Maria Kanyova originated the role of Pat Nixon with Robinson.

"The gratification of doing new opera is that we are kind of creating history ourselves by doing that and this opera happens to be one of the very important American operas in the repertoire of American opera. As we know of operas 'Boheme,' 'Traviata,' all those operas at that moment when they were first written and done, I’m sure that singers felt pretty much the same way, what an incredible honor with such talented composers to be the one to give life to the opera and that’s precisely what we’re doing with 'Nixon in China,'" Kanyova said.

"I actually find taking on a modern piece like this to be very liberating because there’s not a long tradition of productions behind it so there wasn’t a lot of baggage," Robinson said. "Frequently, with operas, say you’re doing 'Tosca' or 'Butterfly' or 'Figaro' or works that are very well known to people, there are hundreds if not thousands of performances and productions, and you are always going to be compared to that. So it’s very liberating to be doing an opera that people don’t have any familiarity with. Their expectations are kind of wide open."

The opera, composed by John Adams in 1987 with a libretto by Alice Goodman, looks to Richard Nixon's historic trip to China in 1972 as the starting point for it's story that blends fact and fantasy.

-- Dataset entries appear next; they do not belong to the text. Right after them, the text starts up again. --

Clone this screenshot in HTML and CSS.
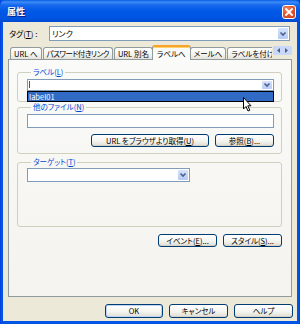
FILE: index.html
```html
<!DOCTYPE html>
<html lang="ja">
<head>
<meta charset="utf-8">
<title>属性</title>
<link rel="stylesheet" href="styles.css">
</head>
<body>
<div class="window">
  <div class="titlebar">
    <span class="title">属性</span>
    <span class="close">
      <svg width="14" height="14" viewBox="0 0 14 14"><path d="M4 4 L10 10 M10 4 L4 10" stroke="#fff" stroke-width="1.8" stroke-linecap="square"/></svg>
    </span>
  </div>
  <div class="client">
    <div class="tag-row">
      <span class="tag-label">タグ(<u>T</u>) :</span>
      <div class="combo combo-tag">
        <span class="combo-text">リンク</span>
        <span class="drop"><svg width="10" height="10" viewBox="0 0 10 10"><path d="M2.5 3.5 L5 6 L7.5 3.5" fill="none" stroke="#4D6185" stroke-width="1.6"/></svg></span>
      </div>
    </div>
    <div class="tabstrip">
      <div class="tabs">
        <span class="tab">URL へ</span>
        <span class="tab tab-long">パスワード付きリンク</span>
        <span class="tab">URL 別名</span>
        <span class="tab active">ラベルへ</span>
        <span class="tab">メールへ</span>
        <span class="tab">ラベルを付ける</span>
      </div>
      <span class="tab-scroll">
        <svg width="19" height="9" viewBox="0 0 19 9"><rect width="19" height="9" rx="1" fill="#C9D8F8"/><path d="M7 2 L4 4.5 L7 7 Z" fill="#4D6185"/><path d="M12 2 L15 4.5 L12 7 Z" fill="#4D6185"/></svg>
      </span>
    </div>
    <div class="panel">
      <fieldset class="group group-label">
        <legend>ラベル(<u>L</u>)</legend>
        <div class="combo-wrap">
          <div class="combo combo-label">
            <span class="caret"></span>
            <span class="drop"><svg width="10" height="10" viewBox="0 0 10 10"><path d="M2.5 3.5 L5 6 L7.5 3.5" fill="none" stroke="#4D6185" stroke-width="1.6"/></svg></span>
          </div>
          <div class="droplist">
            <div class="option selected">label01</div>
          </div>
        </div>
      </fieldset>
      <fieldset class="group group-file">
        <legend>他のファイル(<u>N</u>)</legend>
        <div class="textbox"></div>
        <div class="button-row">
          <span class="btn btn-wide">URL をブラウザより取得(<u>U</u>)</span>
          <span class="btn">参照(<u>B</u>)...</span>
        </div>
      </fieldset>
      <fieldset class="group group-target">
        <legend>ターゲット(<u>T</u>)</legend>
        <div class="combo combo-target">
          <span class="combo-text"></span>
          <span class="drop"><svg width="10" height="10" viewBox="0 0 10 10"><path d="M2.5 3.5 L5 6 L7.5 3.5" fill="none" stroke="#4D6185" stroke-width="1.6"/></svg></span>
        </div>
      </fieldset>
      <div class="button-row panel-buttons">
        <span class="btn">イベント(<u>E</u>)...</span>
        <span class="btn">スタイル(<u>S</u>)...</span>
      </div>
    </div>
    <div class="dialog-buttons">
      <span class="btn btn-default">OK</span>
      <span class="btn">キャンセル</span>
      <span class="btn">ヘルプ</span>
    </div>
  </div>
  <svg class="cursor" width="10" height="16" viewBox="0 0 10 16"><path d="M0.5 0.5 L0.5 12 L3 9.5 L5 14 L6.8 13.2 L4.8 8.8 L8 8.8 Z" fill="#fff" stroke="#000" stroke-width="1" stroke-linejoin="round"/></svg>
</div>
</body>
</html>
```
FILE: styles.css
```css
* { box-sizing: border-box; }
html, body { margin: 0; padding: 0; }
body {
  width: 300px;
  height: 324px;
  overflow: hidden;
  font-family: "Noto Sans CJK JP", "Noto Sans", sans-serif;
  font-size: 7.5px;
  font-feature-settings: "palt" 1;
  color: #000;
  line-height: 1;
}
u { text-decoration: underline; text-underline-offset: 1px; }

.window {
  position: relative;
  width: 300px;
  height: 324px;
  display: flex;
  flex-direction: column;
  background: linear-gradient(to right, #0831D9 0, #0055E5 1px, #0055E5 299px, #0831D9 300px);
}

.titlebar {
  height: 22px;
  flex: none;
  display: flex;
  align-items: center;
  justify-content: space-between;
  padding: 0 4px 0 7px;
  background: linear-gradient(#0A5CE6 0, #3D8DF6 2px, #1769EE 5px, #0058E6 11px, #0055E2 18px, #0049D2 22px);
  border-radius: 6px 6px 0 0;
}
.title {
  color: #fff;
  font-weight: bold;
  font-size: 9px;
  text-shadow: 1px 1px 0 #0A1E8C;
}
.close {
  width: 14px;
  height: 14px;
  border: 1px solid #fff;
  border-radius: 3px;
  background: radial-gradient(circle at 35% 30%, #F08A6A 0, #E2582F 45%, #C63E17 100%);
  display: flex;
  align-items: center;
  justify-content: center;
  margin-top: 1px;
}
.close svg { display: block; margin: -1px; }

.client {
  flex: 1;
  margin: 0 3px 3px 3px;
  background: #ECE9D8;
  display: flex;
  flex-direction: column;
}

.tag-row {
  display: flex;
  align-items: center;
  padding: 4px 7px 0 6px;
}
.tag-label { width: 40px; flex: none; font-size: 8px; }

.combo {
  position: relative;
  display: flex;
  align-items: center;
  background: #fff;
  border: 1px solid #7F9DB9;
}
.combo-tag { flex: 1; height: 15px; }
.combo-text { flex: 1; padding-left: 2px; font-size: 8px; }
.drop {
  flex: none;
  width: 10px;
  align-self: stretch;
  margin: 1px;
  border-radius: 1px;
  background: linear-gradient(#D6E3FD, #B6CAF5);
  display: flex;
  align-items: center;
  justify-content: center;
}
.drop svg { display: block; }

.tabstrip {
  display: flex;
  align-items: flex-end;
  height: 14px;
  margin: 4px 5px 0 5px;
  padding-left: 2px;
  position: relative;
  z-index: 1;
}
.tabs {
  flex: 1;
  display: flex;
  align-items: flex-end;
  overflow: hidden;
  height: 15px;
  margin-bottom: -1px;
  min-width: 0;
}
.tab {
  flex: none;
  height: 12px;
  margin-bottom: 1px;
  padding: 0 3px;
  margin-right: 1px;
  display: flex;
  align-items: center;
  white-space: nowrap;
  border: 1px solid #919B9C;
  border-bottom: none;
  border-radius: 3px 3px 0 0;
  background: linear-gradient(#FFFFFF, #F3F3EF 60%, #E3E2DA);
}
.tab-long { letter-spacing: -0.5px; }
.tab.active {
  height: 15px;
  margin-bottom: 0;
  margin-left: -2px;
  margin-right: -1px;
  padding: 0 4px;
  border-top: 2px solid #F7A32E;
  box-shadow: inset 0 1px 0 #FFD36A;
  background: #FAFAF8;
  position: relative;
  z-index: 2;
}
.tab-scroll {
  flex: none;
  width: 19px;
  height: 9px;
  margin-bottom: 4px;
  margin-left: 1px;
}
.tab-scroll svg { display: block; }

.panel {
  height: 238px;
  flex: none;
  margin: 0 5px 0 5px;
  border: 1px solid #919B9C;
  background: linear-gradient(#FAFAF8, #F4F3EF);
  padding: 7px 9px 0 8px;
  display: flex;
  flex-direction: column;
}

.group {
  margin: 0;
  padding: 2px 7px 10px 9px;
  border: 1px solid #D0D0BF;
  border-radius: 3px;
  min-width: 0;
}
.group legend {
  padding: 0 2px;
  margin-left: 4px;
  line-height: 10px;
  height: 10px;
  color: #0046D5;
  white-space: nowrap;
}
.group-file {
  margin-top: 0;
  padding: 2px 7px 6px 9px;
}
.group-target {
  margin-top: 3px;
  height: 70px;
  padding: 1px 7px 0 9px;
}

.combo-wrap { position: relative; }
.combo-label { height: 12px; }
.caret {
  flex: 1;
  height: 100%;
  position: relative;
}
.caret::before {
  content: "";
  display: block;
  width: 1px;
  height: 7px;
  margin: 1px 0 0 1px;
  background: #555;
}
.droplist {
  position: absolute;
  left: 0;
  right: 0;
  top: 100%;
  height: 11px;
  border: 1px solid #000;
  background: #fff;
  z-index: 5;
}
.option {
  height: 9px;
  line-height: 9px;
  padding-left: 1px;
}
.option.selected { background: #316AC5; color: #fff; }

.textbox {
  height: 14px;
  background: #fff;
  border: 1px solid #7F9DB9;
}
.combo-target { width: 163px; height: 14px; }

.button-row {
  display: flex;
  justify-content: flex-end;
  gap: 6px;
  margin-top: 6px;
}
.panel-buttons { margin-top: 7px; }

.btn {
  flex: none;
  width: 59px;
  height: 13px;
  display: flex;
  align-items: center;
  justify-content: center;
  white-space: nowrap;
  border: 1px solid #003C74;
  border-radius: 3px;
  background: linear-gradient(#FFFFFF, #F4F4F0 55%, #E3E1D8 90%, #D6D0C5);
  box-shadow: inset 0 -1px 0 #D8D2C6;
}
.btn-wide { width: 118px; }

.dialog-buttons {
  display: flex;
  justify-content: flex-end;
  gap: 6px;
  margin-top: 7px;
  padding-right: 4px;
}
.dialog-buttons .btn { height: 14px; }
.btn-default { width: 58px; box-shadow: inset 0 0 0 1px #BCD4F6, inset 0 -1px 0 #89ADE4; }

.cursor {
  position: absolute;
  left: 243px;
  top: 97px;
  z-index: 10;
}
```
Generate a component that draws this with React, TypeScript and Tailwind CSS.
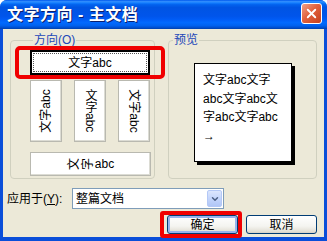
import { X, ChevronDown } from "lucide-react";

const font = "font-['Liberation_Sans','Noto_Sans_CJK_SC',sans-serif]";

function OptionButton({
  className,
  children,
}: {
  className: string;
  children: React.ReactNode;
}) {
  return (
    <div
      className={`flex items-center justify-center bg-white border border-[#b9b9b0] shadow-[inset_-1px_-1px_0_#dcdcd4] text-[12px] leading-[14px] text-black ${className}`}
    >
      {children}
    </div>
  );
}

function XpButton({
  label,
  primary,
}: {
  label: string;
  primary?: boolean;
}) {
  return (
    <button
      className={`w-[71px] h-[19px] rounded-[3px] border border-[#003c74] bg-[linear-gradient(to_bottom,#ffffff_0%,#f4f4f0_60%,#e3e0d6_90%,#d6d0c5_100%)] text-[12px] leading-[14px] text-black flex items-center justify-center ${
        primary ? "shadow-[inset_0_0_0_2px_#98b4ee]" : ""
      }`}
    >
      {label}
    </button>
  );
}

export default function App() {
  return (
    <div className={`w-[327px] h-[241px] bg-white ${font}`}>
      <div className="w-full h-full rounded-t-[7px] overflow-hidden flex flex-col bg-[#0a4ed9]">
        {/* Title bar */}
        <div className="h-[29px] shrink-0 flex items-center justify-between pl-[7px] pr-[5px] bg-[linear-gradient(to_bottom,#0058ee_0%,#3593ff_6%,#127dff_10%,#0262ee_16%,#0054e3_26%,#0055eb_56%,#005bf5_66%,#026afe_78%,#0062ef_88%,#0052d6_94%,#0040ab_100%)]">
          <span className="text-white font-bold text-[16px] leading-[18px] tracking-[0.5px] [text-shadow:1px_1px_0_#0a1f6e]">
            文字方向 - 主文档
          </span>
          <div className="w-[21px] h-[21px] mb-[2px] rounded-[3px] border border-white bg-[linear-gradient(135deg,#f0a088_0%,#e2623e_45%,#c4401d_100%)] flex items-center justify-center">
            <X className="w-[15px] h-[15px] text-white" strokeWidth={3} />
          </div>
        </div>

        {/* Body */}
        <div className="relative flex-1 mx-[3px] mb-[4px] bg-[#ece9d8] flex flex-col pt-[4px]">
          <div className="flex gap-[13px] px-[7px]">
            {/* Direction group */}
            <fieldset className="w-[146px] h-[146px] border border-[#d0d0bf] rounded-[4px] pl-[19px]">
              <legend className="ml-[3px] px-[1px] text-[12px] leading-[14px] text-[#1c47b8]">
                方向(O)
              </legend>
              <div className="pt-[3px] flex flex-col">
                <div className="w-[120px] h-[25px] bg-white border-2 border-black p-[1px]">
                  <div className="w-full h-full border border-dotted border-[#555] flex items-center justify-center text-[12px] leading-[14px]">
                    文字abc
                  </div>
                </div>
                <div className="mt-[5px] w-[120px] flex justify-between">
                  <OptionButton className="w-[32px] h-[62px]">
                    <span className="-rotate-90 whitespace-nowrap">文字abc</span>
                  </OptionButton>
                  <OptionButton className="w-[32px] h-[62px]">
                    <span className="[writing-mode:vertical-rl]">文字abc</span>
                  </OptionButton>
                  <OptionButton className="w-[32px] h-[62px]">
                    <span className="rotate-90 whitespace-nowrap">文字abc</span>
                  </OptionButton>
                </div>
                <OptionButton className="mt-[10px] w-[121px] h-[24px]">
                  <span className="inline-flex w-[14px] h-[12px] items-center justify-center">
                    <span className="-rotate-90">文</span>
                  </span>
                  <span className="inline-flex w-[14px] h-[12px] items-center justify-center">
                    <span className="-rotate-90">字</span>
                  </span>
                  <span>abc</span>
                </OptionButton>
              </div>
            </fieldset>

            {/* Preview group */}
            <fieldset className="w-[150px] h-[146px] border border-[#d0d0bf] rounded-[4px] flex flex-col items-center">
              <legend className="ml-[4px] px-[1px] text-[12px] leading-[14px] text-[#1c47b8]">
                预览
              </legend>
              <div className="mt-[16px] ml-[1px] w-[98px] h-[99px] bg-white border border-black shadow-[3px_3px_0_#000] pl-[8px] pt-[7px] text-[12px] leading-[18.5px] text-black whitespace-nowrap">
                <div>文字abc文字</div>
                <div>abc文字abc文</div>
                <div>字abc文字abc</div>
                <div>→</div>
              </div>
            </fieldset>
          </div>

          {/* Apply to */}
          <div className="mt-[9px] pl-[4px] flex items-center">
            <span className="w-[65px] text-[12px] leading-[14px] text-black">
              应用于(<u>Y</u>):
            </span>
            <div className="w-[152px] h-[21px] bg-white border border-[#7f9db9] flex items-center justify-between pl-[3px] pr-[1px]">
              <span className="text-[12px] leading-[14px] text-black">整篇文档</span>
              <div className="w-[15px] h-[17px] rounded-[2px] border border-[#b4c8f6] bg-[linear-gradient(to_bottom,#dce6fd_0%,#c4d5fb_50%,#b0c6f6_100%)] flex items-center justify-center">
                <ChevronDown className="w-[10px] h-[10px] text-[#4d6185]" strokeWidth={3.5} />
              </div>
            </div>
          </div>

          {/* Buttons */}
          <div className="mt-[6px] pr-[7px] flex justify-end gap-[8px]">
            <XpButton label="确定" primary />
            <XpButton label="取消" />
          </div>

          {/* Red annotations */}
          <div className="absolute left-[12px] top-[17px] w-[150px] h-[33px] border-[4px] border-[#f00000] rounded-[5px] pointer-events-none" />
          <div className="absolute left-[157px] top-[182px] w-[82px] h-[27px] border-[4px] border-[#f00000] rounded-[3px] pointer-events-none" />
        </div>
      </div>
    </div>
  );
}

"'Nixon in China' is an opera that documents, celebrates, Nixon’s trip to China in the early 70s," Robinson explained. "And most of us actually saw that event on television. The conceit of the production is that because most of us viewed it that way, the television sets are kind of like our point of entry into the telling of the story and that serves as a kind of a kinetic, propulsive background to this very kinetic, propulsive opera."

"I think there are some things that it comments on like the power of the visual media," Robinson said. "The whole trip to China was carefully orchestrated television event in history. And when they were putting the whole trip to China together they were very much aware that everything was timed so that back home you could see it in prime time."

At one point, Nixon sings about "news, news, news, it's primetime in the USA" as a family comes out on stage sitting and eating and watching TV.

TVs figure prominently in the look of this production.

"I think that type of highly choreographed and orchestrated event is something that still goes on in politics these days," Robinson said.

"When we watch political people I think there is a curiosity about them, what were they like, what were they thinking during certain moments, what were they thinking while they were in China? What did they think of this ballet as it was happening," Kanyova said.

Pat Nixon has some key scenes in the opera according to Robinson.

"I think in many ways the creators of this opera had a real soft spot for her and she has one of the most beautiful moments in the entire show when she’s sitting in the audience witnessing Madame Mao’s creation and Pat is so moved by it and troubled by the ballet that she has an out of body experience and jumps onstage and wants to put an end to the horrible things that are going on [on stage]," he said.

"There’s this wonderful humanitarian quality to her," Kanyova said. "Sometimes she speaks outside of that box of her first lady role but interestingly enough it’s still within the confines of her humanitarian beliefs."

"I think of Nixon in China as being a wildly theatrical opera without being a typically narrative opera. Not a traditionally narrative opera, and that’s what makes it very exciting," Robinson said.

San Diego Opera’s "Nixon in China" opens tonight at the Civic Theater and runs through March 22.